Tinks isn’t my character, but my partners, Paula. A troll mage, all tusks and floppy feet, who a guild mate and I met in game as she joined through a forum we both used. We spent a while trying to figure out whether she was a gay male or female. She (half-jokingly) maintains it’s because we’re sexist pigs and we didn’t think girls played video games, but that’s not even vaguely the truth. She had an effeminate way of typing but nothing she said obviously gave her away as female.
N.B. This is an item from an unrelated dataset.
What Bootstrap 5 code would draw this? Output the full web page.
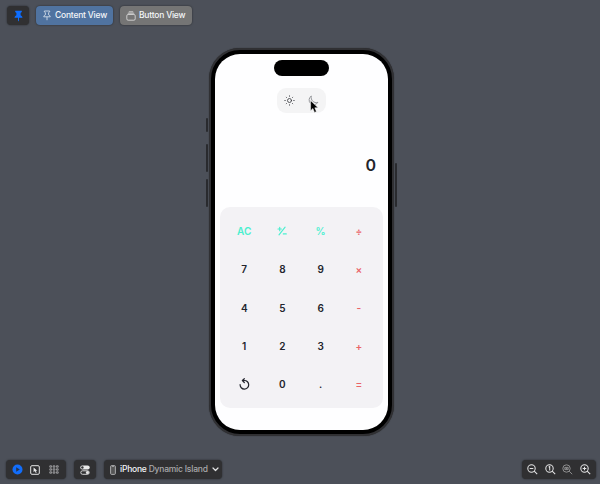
<!DOCTYPE html>
<html lang="en">
<head>
<meta charset="utf-8">
<meta name="viewport" content="width=device-width, initial-scale=1">
<title>Calculator preview</title>
<link href="https://cdn.jsdelivr.net/npm/bootstrap@5.3.0/dist/css/bootstrap.min.css" rel="stylesheet">
<style>
body{height:484px;background:#4c5059;font-family:Inter,"Liberation Sans",sans-serif;overflow:hidden;color:#e4e4e5}
svg{display:block;flex:none}
.topbar{height:48px;padding:6px 7px 0}
.tool{height:19px;border:0;border-radius:4px;font-size:8.5px;line-height:1;font-weight:500;letter-spacing:-.22px;box-shadow:0 0 2px rgba(0,0,0,.55);color:#f3f5f8;white-space:nowrap}
.tool:hover{color:#fff}
.tool-dark,.tool-dark:hover{background:#303032}
.tool-blue,.tool-blue:hover{background:#5073a0}
.tool-gray,.tool-gray:hover{background:#757575}
.phone{width:185px;height:388px;margin-left:209px;padding:4px;border-radius:31px;background:#000;border:2px solid #303033;box-shadow:0 0 1px #222}
.screen{height:100%;border-radius:25px;background:#fefeff;padding:6px 5px 0;color:#22242c}
.island{width:55px;height:16px;border-radius:8px;background:#000;margin-bottom:12px}
.mode{width:49px;height:25px;border-radius:9px;background:#f4f4f5;padding-left:7px;padding-right:7px}
.result{height:94px;padding:42px 7px 0;font-size:16px;font-weight:600;line-height:20px;text-align:right}
.keys{display:grid;grid-template-columns:repeat(4,38.2px);grid-template-rows:repeat(5,38.2px);justify-content:center;align-content:center;height:201px;border-radius:10px;background:#f3f2f5;font-size:10px;font-weight:600;place-items:center}
.key{width:30px;height:30px;padding:0;border:0;background:none;color:inherit;font:inherit;line-height:30px}
.fn{color:#4aefcf}
.op{color:#ea6467;font-weight:600}
.side{width:2px;background:#292a2e;border-radius:1px}
.bottombar{padding:24px 4px 0 6px}
.dim{color:#a9a9ab}
</style>
<script src="https://cdn.jsdelivr.net/npm/bootstrap@5.3.0/dist/js/bootstrap.bundle.min.js"></script>
</head>
<body class="d-flex flex-column">
<header class="topbar d-flex align-items-start">
  <button class="tool tool-dark btn p-0 d-flex align-items-center justify-content-center" style="width:22px" aria-label="Pin">
    <svg width="9" height="12" viewBox="0 0 9 12"><path d="M1.200.8h6.600v1.300L6.600 3v2.300c1 .5 1.800 1.200 1.900 2.500H5v2.800l-.5.9-.5-.9V7.800H.5C.6 6.500 1.400 5.800 2.400 5.300V3L1.200 2.100z" fill="#0d6dff"/></svg>
  </button>
  <button class="tool tool-blue btn p-0 d-flex align-items-center" style="width:77px;margin-left:7px;padding-left:7px!important">
    <svg width="8" height="11" viewBox="0 0 8 11" fill="none" stroke="#dfe7f0" stroke-width=".8"><path d="M1.300 1h5.400v.8l-1.100.8v2.200c.9.4 1.600 1 1.700 2H.7c.1-1 .8-1.600 1.700-2V2.600l-1.100-.8zM4 6.800v3.400"/></svg>
    <span class="ms-1">Content View</span>
  </button>
  <button class="tool tool-gray btn p-0 d-flex align-items-center" style="width:72px;margin-left:7px;padding-left:6px!important">
    <svg width="10" height="10" viewBox="0 0 10 10" fill="none" stroke="#e2e2e2" stroke-width=".8"><rect x=".8" y="3.500" width="8.400" height="5.700" rx="1.300"/><path d="M1.800 2.200h6.400M2.800.8h4.400"/></svg>
    <span style="margin-left:3px">Button View</span>
  </button>
</header>
<main class="position-relative">
  <div class="side position-absolute" style="left:206px;top:70px;height:14px"></div>
  <div class="side position-absolute" style="left:206px;top:96px;height:28px"></div>
  <div class="side position-absolute" style="left:206px;top:131px;height:28px"></div>
  <div class="side position-absolute" style="left:395px;top:115px;height:44px"></div>
  <section class="phone">
    <div class="screen">
      <div class="island mx-auto"></div>
      <div class="mode mx-auto d-flex align-items-center justify-content-between position-relative">
        <svg width="11" height="11" viewBox="0 0 11 11" fill="none" stroke="#3d3e44" stroke-width=".85" stroke-linecap="round"><circle cx="5.500" cy="5.500" r="2"/><path d="M5.500.8v.5M5.500 9.700v.5M.8 5.500h.5M9.700 5.500h.5M2.200 2.200l.3.300M8.500 8.500l.3.300M2.200 8.800l.3-.3M8.500 2.500l.3-.3"/></svg>
        <svg width="11" height="11" viewBox="0 0 11 11" fill="none" stroke="#77787d" stroke-width=".75"><path d="M3.300 1A4.700 4.700 0 1 0 9.900 7.300C6 8.600 2.400 5.300 3.300 1z"/></svg>
        <svg class="position-absolute" style="left:32px;top:12px" width="11" height="14" viewBox="0 0 11 14"><path d="M1.600.6v10.100l2.300-2.200 1.600 3.900 1.900-.8-1.600-3.800h3.300z" fill="#000" stroke="#fff" stroke-width=".5"/></svg>
      </div>
      <div class="result"><span>0</span></div>
      <div class="keys">
        <button class="key fn">AC</button>
        <button class="key fn d-flex align-items-center justify-content-center" aria-label="Plus minus"><svg width="10" height="10" viewBox="0 0 10 10" fill="none" stroke="#4aefcf" stroke-width="1.150" stroke-linecap="round"><path d="M1 3h3.400M2.700 1.300v3.400M8.100 1.200L2 8.800M6.300 7.900h3"/></svg></button>
        <button class="key fn">%</button><button class="key op">÷</button>
        <button class="key">7</button><button class="key">8</button><button class="key">9</button><button class="key op">×</button>
        <button class="key">4</button><button class="key">5</button><button class="key">6</button><button class="key op">-</button>
        <button class="key">1</button><button class="key">2</button><button class="key">3</button><button class="key op">+</button>
        <button class="key d-flex align-items-center justify-content-center" aria-label="Undo"><svg width="11" height="12" viewBox="0 0 11 12" fill="none" stroke="#22242c" stroke-width="1.200" stroke-linecap="round" stroke-linejoin="round"><path d="M1.100 6.600A4.300 4.300 0 1 0 5.400 2.500H3.600M5.300.7L3.400 2.500l1.900 2"/></svg></button>
        <button class="key">0</button><button class="key">.</button><button class="key op">=</button>
      </div>
    </div>
  </section>
</main>
<footer class="bottombar d-flex align-items-start">
  <div class="tool tool-dark d-flex align-items-center" style="width:60px;padding-left:6px">
    <svg width="11" height="11" viewBox="0 0 11 11"><circle cx="5.500" cy="5.500" r="5" fill="#126dfa"/><path d="M4.200 3.300v4.400l3.600-2.200z" fill="#26344d"/></svg>
    <svg style="margin-left:7px" width="10" height="10" viewBox="0 0 10 10"><rect x=".7" y=".7" width="8.600" height="8.600" rx="1.200" fill="none" stroke="#e5e5e5" stroke-width="1"/><path d="M3.600 2.400v4.800l1.300-1.100.9 1.800.9-.5-.9-1.700h1.500z" fill="#eee"/></svg>
    <svg style="margin-left:9px" width="10" height="9" viewBox="0 0 10 9" fill="none" stroke="#a8a8aa" stroke-width=".85"><path d="M.8.800h1.800v1.400H.8zM4.100.8h1.800v1.400H4.100zM7.400.8h1.800v1.400H7.400zM.8 3.800h1.800v1.400H.8zM4.100 3.800h1.800v1.400H4.100zM7.400 3.800h1.800v1.400H7.400zM.8 6.800h1.800v1.400H.8zM4.100 6.800h1.800v1.400H4.100zM7.400 6.800h1.800v1.400H7.400z"/></svg>
  </div>
  <div class="tool tool-dark d-flex align-items-center justify-content-center" style="width:22px;margin-left:8px">
    <svg width="10" height="10" viewBox="0 0 10 10"><rect x=".3" y=".5" width="9.400" height="4" rx="2" fill="#e7e7e7"/><circle cx="2.400" cy="2.500" r="1.200" fill="#303032"/><rect x=".8" y="5.800" width="8.400" height="3.500" rx="1.700" fill="none" stroke="#e7e7e7" stroke-width=".9"/><circle cx="7.400" cy="7.500" r="1.500" fill="#e7e7e7"/></svg>
  </div>
  <div class="tool tool-dark d-flex align-items-center" style="width:118px;margin-left:8px;padding-left:6px">
    <svg width="6" height="10" viewBox="0 0 6 10"><rect x=".6" y=".6" width="4.800" height="8.800" rx="1" fill="#555" stroke="#c4c4c5" stroke-width=".8"/><path d="M2.200 1.500h1.600" stroke="#ddd" stroke-width=".6"/></svg>
    <span style="margin-left:4px">iPhone <span class="dim">Dynamic Island</span></span>
    <svg style="margin-left:4px" width="7" height="5" viewBox="0 0 7 5" fill="none" stroke="#e4e4e5" stroke-width="1.200" stroke-linecap="round" stroke-linejoin="round"><path d="M1 1l2.500 2.500L6 1"/></svg>
  </div>
  <div class="tool tool-dark ms-auto d-flex align-items-center justify-content-between" style="width:74px;padding:0 5px">
    <svg width="11" height="11" viewBox="0 0 11 11" fill="none" stroke="#e4e4e5" stroke-width="1.050"><circle cx="4.500" cy="4.500" r="3.700"/><path d="M7.200 7.200l3 3M2.700 4.500h3.600"/></svg>
    <svg width="11" height="11" viewBox="0 0 11 11" fill="none" stroke="#e4e4e5" stroke-width="1.050"><circle cx="4.500" cy="4.500" r="3.700"/><path d="M7.200 7.200l3 3M3.700 3.300l1-.7v3.900"/></svg>
    <svg width="11" height="11" viewBox="0 0 11 11" fill="none" stroke="#929294" stroke-width=".95"><circle cx="4.500" cy="4.500" r="3.700"/><path d="M7.200 7.200l3 3M2.800 3.400h3.400v2.200H2.800zM3.600 4.500h1.800"/></svg>
    <svg width="11" height="11" viewBox="0 0 11 11" fill="none" stroke="#e4e4e5" stroke-width="1.050"><circle cx="4.500" cy="4.500" r="3.700"/><path d="M7.200 7.200l3 3M2.700 4.500h3.600M4.500 2.700v3.600"/></svg>
  </div>
</footer>
</body>
</html>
Look, we didn’t fucking know, alright?! Jesus, don’t judge me. Pricks.

 

Where was I? So, yeah, Tinks. The TL;DR version is we spent lots of time together in game, things progressed eventually outside of the game and we’ve been together ten years. Turns out neither one of us was as psychotic or broken as the media would have you believe about people on the internet. Who’d have thought it, eh?

 

But my better half is just one part of the massive WoW tapestry that hangs in the gallery of my life. Or something less wanky and nauseating. Eventually we both stopped playing it. We both gradually found other things to do with our spare time, neither of us really wanting to be dictated to by a game, which is what happens when you raid. You have to be on by x time, and you spend y hours smashing your face into the bosses until you learn the patterns and beat them. I wouldn’t change all that for the world, but it became apparent it wasn’t how we wanted to spend evenings and weekends.

 

The game changed with each expansion and people drifted off and it became apparent we were both playing for the social aspect and as people left, there was less and less reason to play. It also became obvious that we didn’t have time to invest in the game like we did before, and I think this is a large part of the decline of WoW. I mean it still has a ridiculous number of subscribers that any game company would be envious of, but the MMORPG is a bit of an outdated concept these days. There are very few new games capable of continuing on and getting people to cough up a monthly sub. I definitely don’t have the time or inclination to go through it all again.

 

All of this is why World of Warcraft cannot be numbered in a Top 10, for me. The sheer amount of memories, experiences and enjoyment I got out of it makes it (and I hate to use such a fucking flowery word) transcends lists and numbers. I can’t assign it an arbitrary figure simply because there isn’t one that could do it justice.